In an interview with Goldman Sachs published over the weekend, the Yale professor and Nobel Laureate said there is a "bubble element" to the behavior we're seeing in the stock market.
But outside of the "social epidemic" Shiller — who published his famous book "Irrational Exuberance" right before the Nasdaq peak in 2000 — looks for when identifying a bubble in the stock market, there is one thing that would make him quite worried about stocks: a loss of confidence.
Shiller, who is often polling individual and institutional investors about the stock market, said a question he's asked a lot lately is, "Do you think the stock market is overvalued, undervalued, or about right?"

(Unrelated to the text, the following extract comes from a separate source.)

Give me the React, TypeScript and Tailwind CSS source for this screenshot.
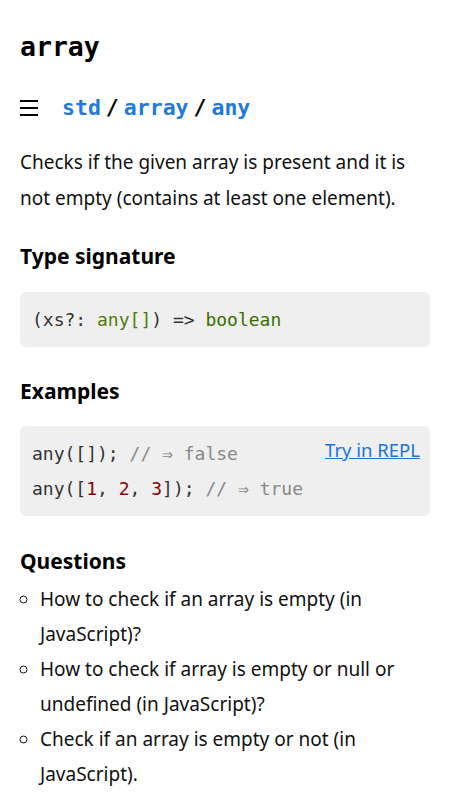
const sans = "font-['Noto_Sans','Open_Sans',sans-serif]";
const mono = "font-['DejaVu_Sans_Mono','Liberation_Mono',monospace]";

const questions = [
  'How to check if an array is empty (in JavaScript)?',
  'How to check if array is empty or null or undefined (in JavaScript)?',
  'Check if an array is empty or not (in JavaScript).',
];

export default function App() {
  return (
    <div className={`${sans} min-h-screen bg-white px-5 text-black`}>
      <h1 className={`${mono} pt-[27px] text-[26.5px] font-bold leading-[40px]`}>array</h1>

      <nav className="mt-[26px] flex items-center">
        <span className="flex h-[20px] w-[20px] flex-col justify-center gap-[5px]">
          <span className="block h-[2px] w-[18px] bg-black" />
          <span className="block h-[2px] w-[18px] bg-black" />
          <span className="block h-[2px] w-[18px] bg-black" />
        </span>
        <div className={`${mono} ml-[22px] text-[21.5px] font-bold leading-[30px]`}>
          <a className="text-[#1f7ad8]">std</a>
          <span className="mx-[5px]">/</span>
          <a className="text-[#1f7ad8]">array</a>
          <span className="mx-[5px]">/</span>
          <a className="text-[#1f7ad8]">any</a>
        </div>
      </nav>

      <p className="mt-[21px] text-[19px] leading-[36px] text-[#111]">
        Checks if the given array is present and it is not empty (contains at least one element).
      </p>

      <h2 className="mt-[25px] text-[21px] font-bold leading-[30px]">Type signature</h2>
      <pre className={`${mono} mt-[21px] rounded-md bg-[#efefef] px-[12px] py-[12px] text-[18px] leading-[31px] text-[#333]`}>
        (xs?: <span className="text-[#4f7a0a]">any[]</span>) =&gt; <span className="text-[#3b6e00]">boolean</span>
      </pre>

      <h2 className="mt-[29px] text-[21px] font-bold leading-[30px]">Examples</h2>
      <div className="relative mt-[20px] rounded-md bg-[#efefef] px-[12px] py-[10px]">
        <a className="absolute right-[10px] top-[10px] text-[18.5px] leading-[28px] text-[#1a73d9] underline">
          Try in REPL
        </a>
        <pre className={`${mono} text-[18px] leading-[35px] text-[#333]`}>
          <div>
            any([]); <span className="text-[#888]">// ⇒ false</span>
          </div>
          <div>
            any([<span className="text-[#8b0000]">1</span>, <span className="text-[#8b0000]">2</span>,{' '}
            <span className="text-[#8b0000]">3</span>]); <span className="text-[#888]">// ⇒ true</span>
          </div>
        </pre>
      </div>

      <h2 className="mt-[30px] text-[21px] font-bold leading-[30px]">Questions</h2>
      <ul className="mt-[6px] list-[circle] pl-[20px] text-[19px] leading-[35px] text-[#111]">
        {questions.map((q) => (
          <li key={q}>{q}</li>
        ))}
      </ul>
    </div>
  );
}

"Lately," Shiller told Goldman Sachs, "what I call 'valuation confidence' captured by this question has been on a downward trend, and for individual investors recently reached its lowest point since the stock market peak in 2000. The fact that people don't believe in the valuation of the market is a source of concern and might be a symptom of a bubble, though I don't know that we have enough data to provide it is a bubble."
And so looking at markets from a valuation standpoint, Shiller's preferred measure shows stocks are about as expensive as they've ever been outside of the Nasdaq bubble.
But markets don't just reflect calculations from investors, but also their beliefs and confidence about stocks and their future. And so while investors likely don't want to see earnings decline, a loss of faith in the market could be just as worrying.